Marine Le Pen a d’ailleurs plaidé le 5 juin sur BFMTV pour « rétablir la liberté des Français de continuer d’acheter des voitures thermiques », à rebours du choix européen de passer à l’électrique dès 2035 pour dépolluer le transport routier (toujours premier émetteur de polluants et de gaz à effet de serre).

Mme Le Pen n’a cependant pas donné de précisions sur la dépendance à l’égard d’Etats pétro-gaziers qu’impliqueraient ces modes de transport.

Pas d’éoliennes, manque d’électricité

« Je veux arrêter les énergies renouvelables parce que ce n’est pas propre, et en plus c’est alternatif », a dit le 5 juin Mme Le Pen. Qui compte toujours démonter les éoliennes: « il y en a un certain nombre qu’il faudra démonter, celles qui abîment le plus les paysages ».

Cette promesse cependant se heurte à tous les scénarios de transition énergétique: relance du nucléaire ou pas, il faudra un essor massif des renouvelables pour répondre aux besoins à venir et rester dans les clous de l’accord de Paris sur le climat.

« Un moratoire sur les énergies renouvelables rend impossible la réindustrialisation et le respect des trajectoires climatiques à compter de la décennie 2030 », souligne le gestionnaire du réseau électrique RTE dans un épais rapport prospectif.

Dans ses six scénarios, la France, pour assurer sa sécurité électrique et la neutralité carbone, ne peut se passer d’éolien, et en 2050 les renouvelables dominent.
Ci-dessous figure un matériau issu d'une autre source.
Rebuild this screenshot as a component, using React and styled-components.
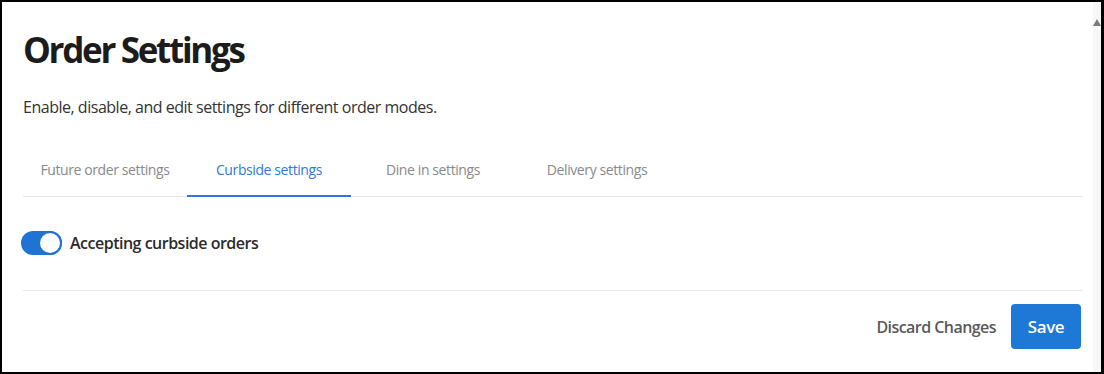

Même en poussant le nucléaire à fond, l’éolien terrestre doit voir sa capacité multipliée par 2,5. Dans le scénario le plus « nucléarisé », l’éolien en mer devra atteindre au moins 22 gigawatts (GW, 30 parcs).

Avec un moratoire, la France devra importer plus d’électricité européenne, issue surtout de centrales thermiques fossiles, note RTE. Son parc nucléaire vieillissant, elle viendrait ensuite à manquer d’électricité bas carbone, faisant peser une menace sur ses objectifs climatiques.

« Le programme du RN est totalement insensé, il conduira à retarder évidemment le rythme de la décarbonation », affirme Patrice Geoffron, professeur d’économie à l’université Paris-Dauphine, pour qui « ce sont des pénuries d’électricité qui s’annoncent ».

L’impossible promesse nucléaire

Evitant le sujet de la sobriété, pourtant pilier de tous les scénarios pour la sécurité énergétique de la France, le RN compte avant tout sur la relance du nucléaire pour la production d’électricité: dix nouveaux réacteurs dès 2031 et dix autres à partir de 2036, selon son programme baptisé « plan Marie Curie ».

Mais ces objectifs dépassent largement ce que l’industrie s’estime capable de faire. « Le programme de six réacteurs EPR + huit autres plus tard est le scénario maximal donné par EDF », rappelle Nicolas Goldberg, expert énergie chez Colombus Consulting.

L’EPR de Flamanville est entré en service en mai avec 12 ans de retard, et la France est loin d’avoir retrouvé son rythme de réalisation des années 1980.

Un rapport d’audit réalisé pour l’Etat parle d’un premier EPR2 « à l’horizon 2037 », et RTE retient comme hypothèse haute la construction de 14 EPR d’ici 2050.